═══ Information supplied
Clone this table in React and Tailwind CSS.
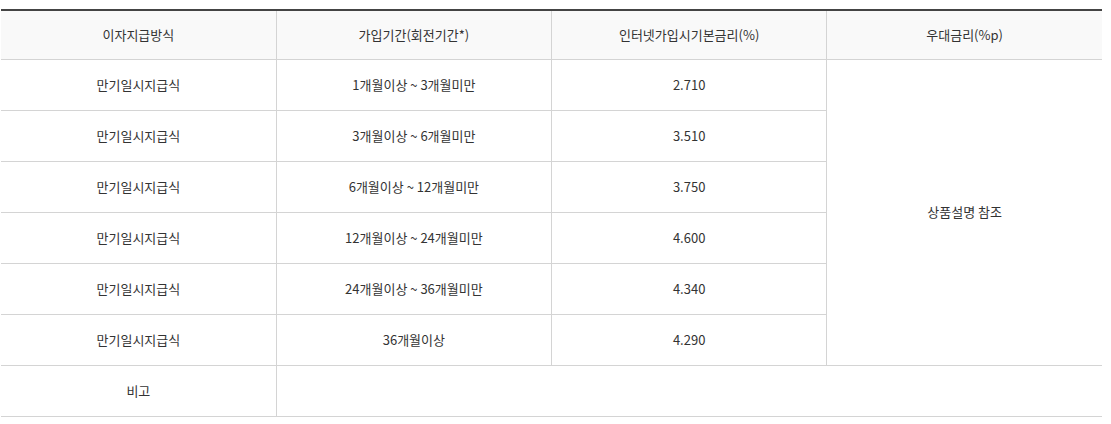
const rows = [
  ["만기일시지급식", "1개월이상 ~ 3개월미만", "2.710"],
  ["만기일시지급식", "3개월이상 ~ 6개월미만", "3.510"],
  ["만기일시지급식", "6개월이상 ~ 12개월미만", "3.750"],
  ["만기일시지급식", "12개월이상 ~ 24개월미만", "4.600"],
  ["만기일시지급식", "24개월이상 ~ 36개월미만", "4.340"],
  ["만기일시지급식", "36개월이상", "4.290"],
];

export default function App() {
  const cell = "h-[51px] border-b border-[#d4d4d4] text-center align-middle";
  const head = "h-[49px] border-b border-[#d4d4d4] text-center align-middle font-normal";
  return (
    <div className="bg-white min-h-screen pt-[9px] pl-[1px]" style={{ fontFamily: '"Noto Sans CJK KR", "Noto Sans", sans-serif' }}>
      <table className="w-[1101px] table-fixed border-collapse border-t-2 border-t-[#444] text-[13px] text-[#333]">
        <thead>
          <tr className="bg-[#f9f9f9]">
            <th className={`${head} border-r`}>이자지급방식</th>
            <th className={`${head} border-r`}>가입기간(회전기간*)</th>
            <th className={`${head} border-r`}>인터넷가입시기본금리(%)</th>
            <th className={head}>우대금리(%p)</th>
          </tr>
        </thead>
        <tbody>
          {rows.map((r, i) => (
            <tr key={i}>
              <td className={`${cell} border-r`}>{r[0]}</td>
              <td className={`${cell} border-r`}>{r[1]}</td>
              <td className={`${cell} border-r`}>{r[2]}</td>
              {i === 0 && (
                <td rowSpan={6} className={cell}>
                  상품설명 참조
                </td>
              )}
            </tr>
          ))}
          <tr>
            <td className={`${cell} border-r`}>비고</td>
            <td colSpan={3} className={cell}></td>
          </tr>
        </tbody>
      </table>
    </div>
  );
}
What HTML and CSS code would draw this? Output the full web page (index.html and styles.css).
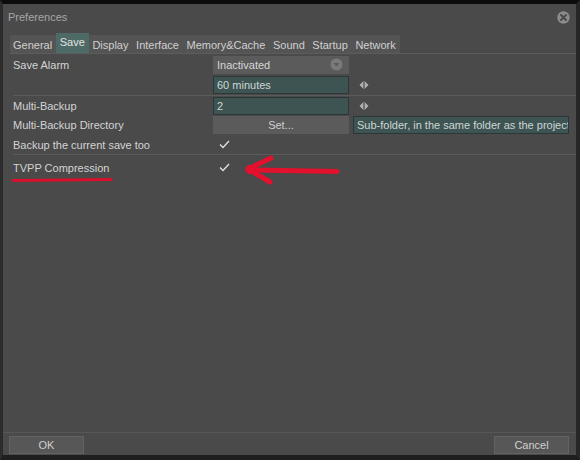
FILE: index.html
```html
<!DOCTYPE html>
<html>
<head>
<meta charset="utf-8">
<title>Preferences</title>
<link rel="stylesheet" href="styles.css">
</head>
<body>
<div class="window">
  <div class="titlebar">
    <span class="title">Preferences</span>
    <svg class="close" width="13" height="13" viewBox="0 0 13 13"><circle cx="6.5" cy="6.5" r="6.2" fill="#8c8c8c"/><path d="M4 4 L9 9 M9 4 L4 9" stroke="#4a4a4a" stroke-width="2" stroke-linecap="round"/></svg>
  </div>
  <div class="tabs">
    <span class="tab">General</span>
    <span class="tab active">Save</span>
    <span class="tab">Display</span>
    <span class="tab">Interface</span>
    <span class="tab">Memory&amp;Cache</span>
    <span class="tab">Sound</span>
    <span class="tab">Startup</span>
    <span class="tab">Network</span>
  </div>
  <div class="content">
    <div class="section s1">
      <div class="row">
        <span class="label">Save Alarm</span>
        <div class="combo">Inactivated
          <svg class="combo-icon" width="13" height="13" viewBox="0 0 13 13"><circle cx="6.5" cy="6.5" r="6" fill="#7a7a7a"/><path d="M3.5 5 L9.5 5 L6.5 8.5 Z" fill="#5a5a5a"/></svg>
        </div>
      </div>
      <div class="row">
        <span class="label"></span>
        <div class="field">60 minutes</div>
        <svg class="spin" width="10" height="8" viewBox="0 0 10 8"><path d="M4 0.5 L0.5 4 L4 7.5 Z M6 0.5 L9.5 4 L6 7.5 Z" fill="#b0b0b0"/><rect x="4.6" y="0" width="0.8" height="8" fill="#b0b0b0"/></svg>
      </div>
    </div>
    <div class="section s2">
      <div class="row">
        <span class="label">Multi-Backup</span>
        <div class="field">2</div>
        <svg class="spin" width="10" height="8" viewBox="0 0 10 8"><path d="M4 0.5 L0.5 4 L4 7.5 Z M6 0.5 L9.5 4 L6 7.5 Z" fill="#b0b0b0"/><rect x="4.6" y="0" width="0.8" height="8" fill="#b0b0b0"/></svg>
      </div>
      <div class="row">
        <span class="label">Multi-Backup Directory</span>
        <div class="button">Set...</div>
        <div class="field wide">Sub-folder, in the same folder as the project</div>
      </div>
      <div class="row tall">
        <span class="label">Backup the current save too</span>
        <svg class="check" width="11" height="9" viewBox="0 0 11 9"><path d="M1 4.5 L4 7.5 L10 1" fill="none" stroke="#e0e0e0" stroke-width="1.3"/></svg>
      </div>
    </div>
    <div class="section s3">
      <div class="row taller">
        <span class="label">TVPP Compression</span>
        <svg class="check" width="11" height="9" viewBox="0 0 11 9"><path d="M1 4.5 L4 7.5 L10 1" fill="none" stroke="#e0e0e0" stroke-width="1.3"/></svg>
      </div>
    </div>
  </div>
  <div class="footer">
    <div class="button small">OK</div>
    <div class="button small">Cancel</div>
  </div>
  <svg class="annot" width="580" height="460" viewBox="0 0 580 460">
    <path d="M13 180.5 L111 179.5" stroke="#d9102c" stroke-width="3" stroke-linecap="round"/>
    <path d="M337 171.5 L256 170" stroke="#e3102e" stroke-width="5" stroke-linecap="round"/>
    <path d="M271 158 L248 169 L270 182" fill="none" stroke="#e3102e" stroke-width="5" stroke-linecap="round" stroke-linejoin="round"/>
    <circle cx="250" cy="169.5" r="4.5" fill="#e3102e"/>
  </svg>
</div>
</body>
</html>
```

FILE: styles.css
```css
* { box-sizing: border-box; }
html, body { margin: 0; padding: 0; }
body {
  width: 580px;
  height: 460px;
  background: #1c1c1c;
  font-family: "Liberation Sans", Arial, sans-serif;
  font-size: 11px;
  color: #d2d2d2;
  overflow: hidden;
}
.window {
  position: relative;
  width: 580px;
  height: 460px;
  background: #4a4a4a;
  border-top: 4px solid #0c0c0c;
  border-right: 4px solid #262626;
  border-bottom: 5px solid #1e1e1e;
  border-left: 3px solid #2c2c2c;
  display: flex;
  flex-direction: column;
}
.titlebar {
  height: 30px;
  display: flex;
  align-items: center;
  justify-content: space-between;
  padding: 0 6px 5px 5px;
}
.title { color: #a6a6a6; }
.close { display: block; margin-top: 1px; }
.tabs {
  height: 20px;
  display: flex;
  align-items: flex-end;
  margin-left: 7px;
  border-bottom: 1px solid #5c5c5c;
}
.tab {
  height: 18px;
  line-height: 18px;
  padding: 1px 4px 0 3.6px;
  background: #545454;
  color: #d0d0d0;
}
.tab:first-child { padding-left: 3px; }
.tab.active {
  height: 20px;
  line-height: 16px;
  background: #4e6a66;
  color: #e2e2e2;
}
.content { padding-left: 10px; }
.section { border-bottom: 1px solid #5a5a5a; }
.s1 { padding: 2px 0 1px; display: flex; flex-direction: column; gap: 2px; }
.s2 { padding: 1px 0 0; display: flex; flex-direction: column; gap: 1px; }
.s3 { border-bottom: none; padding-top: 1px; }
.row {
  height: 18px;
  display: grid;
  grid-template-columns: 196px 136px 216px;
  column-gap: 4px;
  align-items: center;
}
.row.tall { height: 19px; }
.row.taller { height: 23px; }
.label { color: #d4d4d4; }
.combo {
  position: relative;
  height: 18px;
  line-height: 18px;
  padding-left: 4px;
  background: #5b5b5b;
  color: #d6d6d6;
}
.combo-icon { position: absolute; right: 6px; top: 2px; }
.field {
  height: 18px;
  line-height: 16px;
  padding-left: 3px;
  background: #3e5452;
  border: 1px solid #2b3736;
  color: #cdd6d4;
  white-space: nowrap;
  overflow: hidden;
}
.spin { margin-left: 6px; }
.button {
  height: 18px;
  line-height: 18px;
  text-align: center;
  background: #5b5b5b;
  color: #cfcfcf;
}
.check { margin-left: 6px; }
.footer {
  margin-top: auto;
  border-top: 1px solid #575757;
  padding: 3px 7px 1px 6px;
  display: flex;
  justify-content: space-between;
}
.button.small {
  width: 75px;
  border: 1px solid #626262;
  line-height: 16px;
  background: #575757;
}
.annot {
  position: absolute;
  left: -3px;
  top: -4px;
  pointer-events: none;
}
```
══════
* Required task
State the number of lines above that hold the string "index", with nothing added.

* Task solution
2